Administrative law judges — appointed and paid by the agency — hear the in-house cases. The Administrative Procedure Act governs rather than the Federal Rules of Evidence or Federal Rules of Civil Procedure. Hearsay is admissible, depositions are generally not allowed, written discovery is more limited than in an Article III court, and there is no jury. The agency writes the regulations governing liability, the agency hires and pays the judge, and the agency writes the rules of procedure. The initial appeal from the administrative law judge’s decision is to the head of the agency, and only after the politically appointed head of the agency rules is the litigant allowed an appeal to an Article III court. Even then, the review is deferential to the agency.

Not surprisingly, bringing cases before the in-house court leads to a striking difference in outcomes.
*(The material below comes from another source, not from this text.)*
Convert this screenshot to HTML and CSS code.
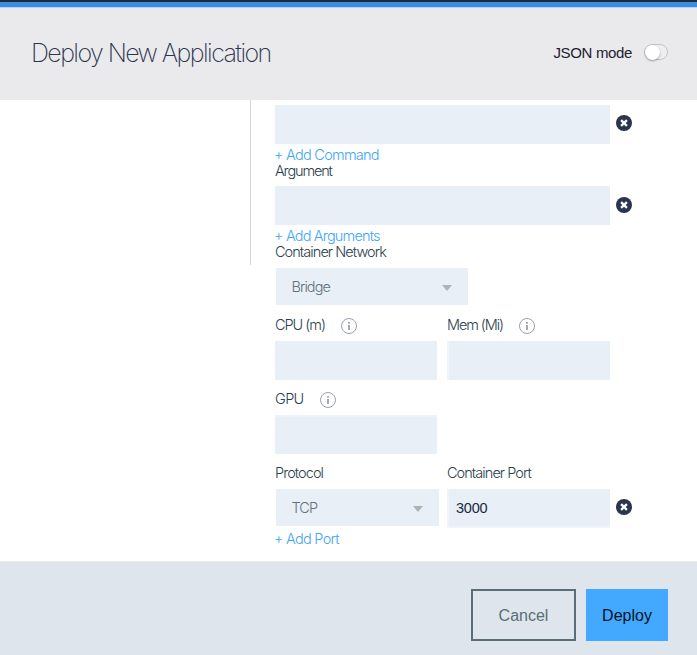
FILE: index.html
```html
<!DOCTYPE html>
<html lang="en">
<head>
<meta charset="utf-8">
<title>Deploy New Application</title>
<link rel="stylesheet" href="styles.css">
</head>
<body>
<svg class="defs" width="0" height="0" aria-hidden="true">
  <symbol id="remove" viewBox="0 0 16 16"><circle cx="8" cy="8" r="8" fill="#2b3550"/><path d="M5.1 5.1l5.8 5.8M10.9 5.1l-5.8 5.8" stroke="#fff" stroke-width="2.3"/></symbol>
  <symbol id="info" viewBox="0 0 16 16"><circle cx="8" cy="8" r="7.5" fill="none" stroke="#9c9fae"/><path d="M7.1 4.1h1.8v1.6H7.1zM7.1 7h1.8v5H7.1z" fill="#9c9fae"/></symbol>
</svg>
<div class="topbar"></div>
<header class="header">
  <h1 class="title">Deploy New Application</h1>
  <div class="mode"><span class="mode-label">JSON mode</span><span class="toggle"></span></div>
</header>
<main class="main">
  <nav class="side"></nav>
  <form class="form">
    <div class="row"><div class="input wide"></div><svg class="remove"><use href="#remove"/></svg></div>
    <a class="link">+ Add Command</a>
    <label class="label argument">Argument</label>
    <div class="row row-argument"><div class="input wide"></div><svg class="remove lower"><use href="#remove"/></svg></div>
    <a class="link arguments">+ Add Arguments</a>
    <label class="label">Container Network</label>
    <div class="select select-network"><span>Bridge</span><i class="caret"></i></div>
    <div class="fields">
      <div class="field"><label class="label"><span class="cpu">CPU (m)</span><svg class="info"><use href="#info"/></svg></label><div class="input"></div></div>
      <div class="field"><label class="label"><span class="mem">Mem (Mi)</span><svg class="info"><use href="#info"/></svg></label><div class="input edge-left"></div></div>
      <div class="field"><label class="label"><span class="gpu">GPU</span><svg class="info"><use href="#info"/></svg></label><div class="input edge-top"></div></div>
      <div class="field field-protocol"><label class="label">Protocol</label><div class="select"><span>TCP</span><i class="caret"></i></div></div>
      <div class="field"><label class="label">Container Port</label><div class="row"><div class="input port">3000</div><svg class="remove"><use href="#remove"/></svg></div></div>
    </div>
    <a class="link">+ Add Port</a>
  </form>
</main>
<footer class="footer">
  <button class="btn cancel">Cancel</button>
  <button class="btn deploy">Deploy</button>
</footer>
</body>
</html>
```
FILE: styles.css
```css
* { box-sizing: border-box; }
body {
  margin: 0;
  height: 655px;
  display: flex;
  flex-direction: column;
  overflow: hidden;
  background: #fff;
  color: #2a424d;
  font: 300 14.5px/16px Inter, "Liberation Sans", sans-serif;
  letter-spacing: -.94px;
}
.defs { position: absolute; }
.topbar { height: 8px; background: linear-gradient(#232936 0 2px, #3a8ee6 2px 7px, #b5d3f1 7px); }
.header {
  height: 92px;
  padding: 0 29px 0 31px;
  display: flex;
  align-items: center;
  justify-content: space-between;
  background: #eaeaec;
}
.title { margin: 0 0 2px; font-size: 25px; line-height: 30px; font-weight: 200; color: #2b3550; letter-spacing: -1.57px; white-space: nowrap; }
.mode { display: flex; align-items: center; gap: 12px; margin-bottom: 3px; }
.mode-label { font: 400 15px/18px "Liberation Sans", sans-serif; letter-spacing: -.35px; color: #1e2130; }
.toggle { width: 24px; height: 16px; margin-bottom: 2px; border: 1px solid #c4c4c8; border-radius: 8px; background: #efeff0; }
.toggle::before { content: ""; display: block; width: 15px; height: 15px; border-radius: 50%; background: #fff; box-shadow: 0 1px 2px rgba(0, 0, 0, .35); }
.main { height: 461px; display: flex; }
.side { width: 251px; height: 165px; border-right: 1px solid #d3d5d6; }
.form { margin: 0; padding: 5px 0 0 24px; width: 400px; }
.row { display: flex; gap: 6px; }
.input { width: 162px; height: 39px; flex: none; background: #e8eff7; }
.input.wide { width: 335px; }
.input.edge-left { width: 163px; border-left: 2px solid #eff4fa; }
.edge-top { border-top: 2px solid #eef3fa; }
.input.port { width: 163px; border: solid #eff4fa; border-width: 0 0 2px 2px; padding: 11px 7px; font: 400 14.5px/16px "Liberation Sans", sans-serif; letter-spacing: -.2px; color: #20283a; }
.remove { width: 16px; height: 16px; margin-top: 10px; flex: none; }
.remove.lower { margin-top: 11px; }
.link, .label { display: flex; align-items: center; height: 16px; white-space: nowrap; }
.link { margin-top: 3px; margin-left: -1px; color: #42a6fa; letter-spacing: -.74px; }
.link.arguments { letter-spacing: -.82px; }
.label.argument { letter-spacing: -1.15px; }
.row-argument { margin-top: 7px; }
.select { width: 163px; height: 37px; margin-left: 1px; padding: 0 16px 0 15.5px; display: flex; align-items: center; justify-content: space-between; background: #e8eff7; color: #63717c; }
.select-network { width: 192px; margin-top: 8px; }
.caret { border: solid transparent; border-width: 6px 5px 0; border-top-color: #b1b2b3; margin-top: 2px; }
.fields { display: grid; grid-template-columns: 162px 163px; column-gap: 10px; row-gap: 11px; margin-top: 12px; }
.field .label { margin-bottom: 8px; }
.field-protocol { grid-column: 1; }
.cpu { letter-spacing: -1.03px; }
.mem { letter-spacing: -1.1px; }
.gpu { letter-spacing: -.65px; }
.info { width: 16px; height: 16px; margin: 2px 0 0 16px; flex: none; }
.footer { flex: 1; border-top: 1px solid #e9edf0; padding: 27px 29px 14px 0; display: flex; justify-content: flex-end; gap: 10px; background: #dee5ec; }
.btn { height: 52px; padding: 2px 0 0; border: 0; font: 400 16px/18px "Liberation Sans", sans-serif; }
.cancel { width: 105px; border: 2px solid #5b6d78; background: none; color: #5b6d78; }
.deploy { width: 82px; background: #42a9ff; color: #06121f; }
```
As Judge Rakoff noted, the SEC won 100 percent of the cases it brought through the administrative law process, but won only 61 percent of the cases it brought in an Article III court.

The issue is not limited to the securities world. Many prominent and active regulators similarly rely on in-house administrative law proceedings to address enforcement issues. For example, banking regulators (the Federal Deposit Insurance Corporation, the Office of the Comptroller of the Currency, the Federal Reserve, and the National Credit Union Administration) frequently use administrative proceedings to pursue civil monetary penalties and orders excluding bankers from industry practice.

Multiple constitutional challenges to this practice are pending in the Southern District and other federal courts, and 2015 will likely see more developments in this area.

Between the Supreme Court’s questioning of prosecutors’ ambitiously broad applications of wide-scoped federal criminal statutes, and rising resistance to the use of in-house administrative law proceedings for enforcement matters, 2015 promises to be a significant year in white collar practice.